Arch Whiting (29 September 1936 – 7 May 2007; age 70) was an actor who made an uncredited appearance as an assistant engineer in the Star Trek episode “The Alternative Factor”.
Born Harold J. Archambault in Larchmont, New York, USA, Whiting is perhaps best known for playing the radio operator known only as “Sparks” on the classic science fiction television series Voyage to the Bottom of the Sea from 1964 through 1968. He also appeared in a number of made-for-TV movies, all of which also feature other Star Trek alumni.
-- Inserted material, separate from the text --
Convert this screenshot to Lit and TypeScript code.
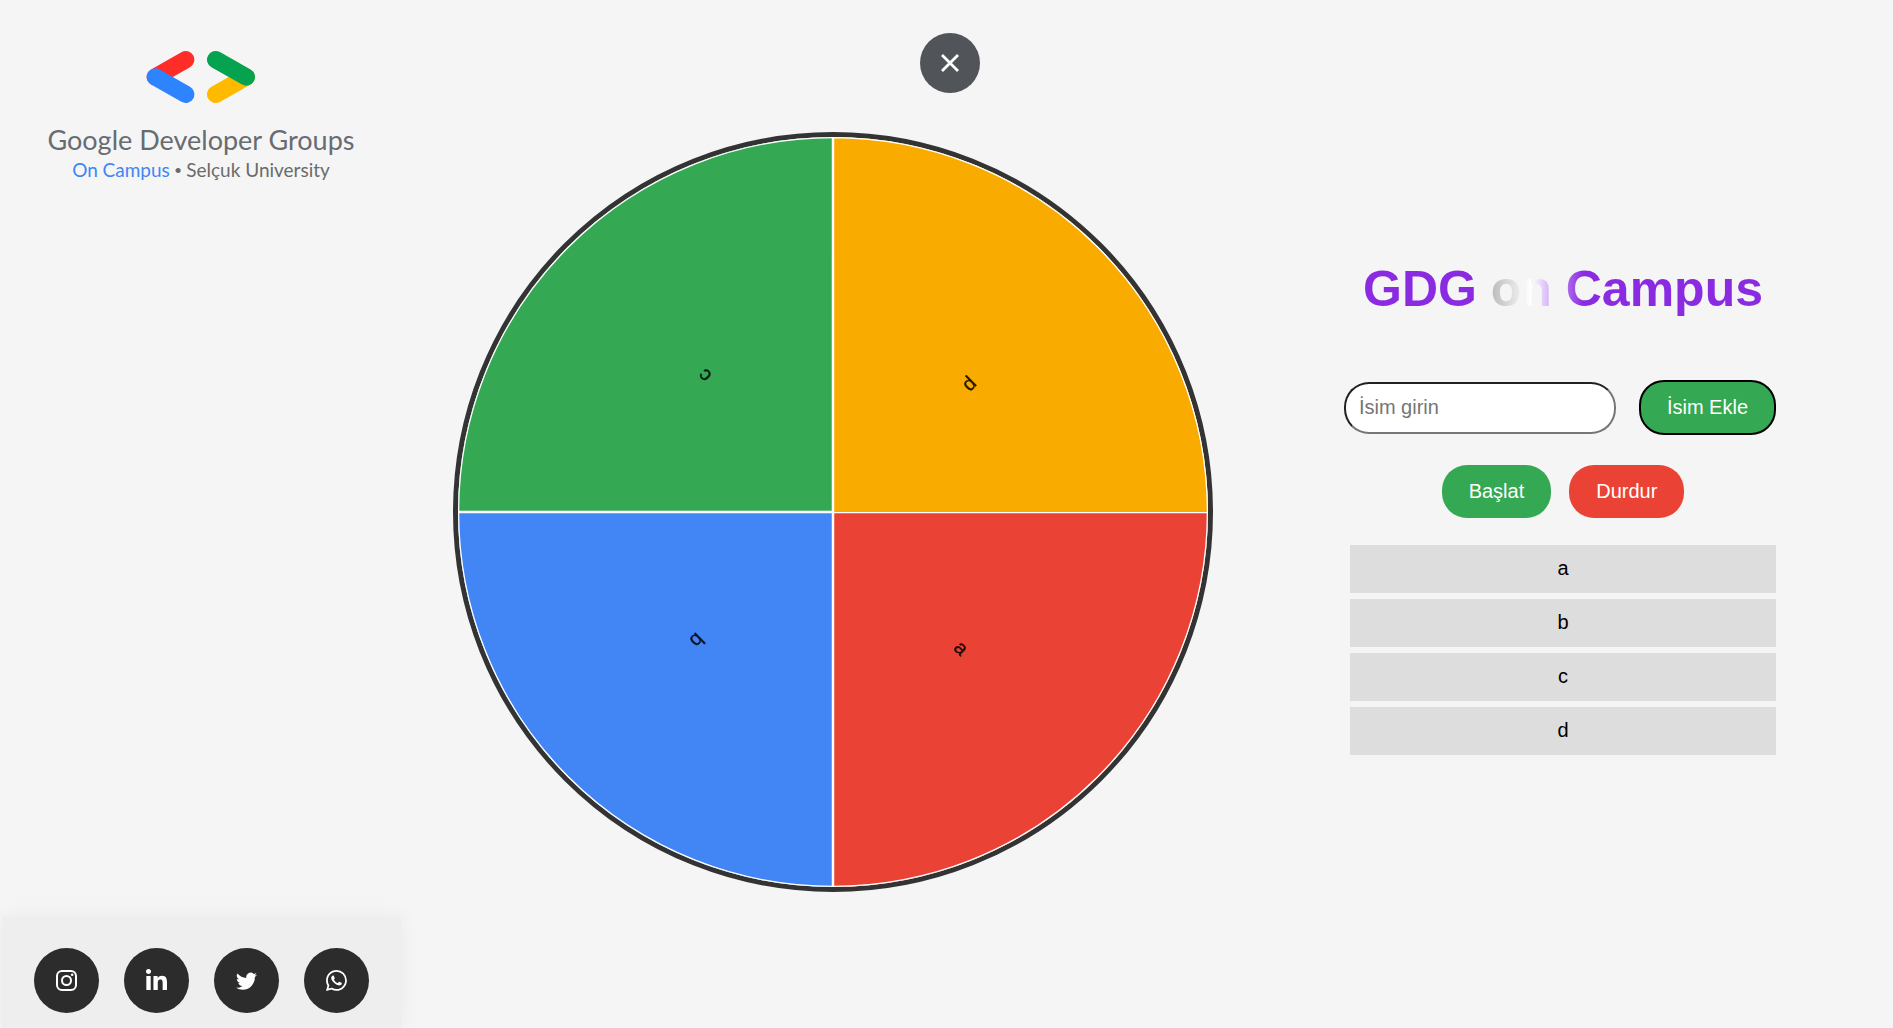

Among the more notable are The Stranger (1973, starring Glenn Corbett and Sharon Acker), Ordeal (1973, starring Diana Muldaur, Michael Ansara, and Bill Catching), The F.B.I. Story: The FBI Versus Alvin Karpis, Public Enemy Number One (1974, with Gary Lockwood, Harris Yulin, Whit Bissell, Lenore Kasdorf, Bill Zuckert, Dallas Mitchell, and James B. Sikking), Attack on Terror: The FBI vs. the Ku Klux Klan (1975, with John McLiam, Logan Ramsey, and Don Keefer), and Sky Heist (1975, with Frank Gorshin, Ed McCready, and Bill Catching).
Whiting died on May 7, 2007, the same day as fellow Trek guest actor Nicholas Worth.
Happy Birthday to William Windom, Born: September 28, 1923 and passed away on August 16, 2012.
William Windom was an American actor. He was perhaps best known for his work on television, including two episodes of The Twilight Zone. He portrayed Glen Morley, a fictional congressman from Minnesota, a role based on Windom’s own Republican great-grandfather and namesake, in the ABC sitcom, The Farmer’s Daughter, with Inger Stevens as his beautiful young housekeeper.
Windom also achieved fame as the character of John Monroe on the sitcom My World and Welcome to It, for which he won an Emmy Award for Best Actor in a Comedy Series; as Commodore Matt Decker, commander of the doomed USS Constellation in the Star Trek episode “The Doomsday Machine”; the character Randy Lane in the Night Gallery episode “They’re Tearing Down Tim Riley’s Bar”; perhaps the most common recurring character, Dr. Seth Hazlitt, on the CBS series Murder, She Wrote, and for voicing Puppetino in Pinocchio and the Emperor of the Night.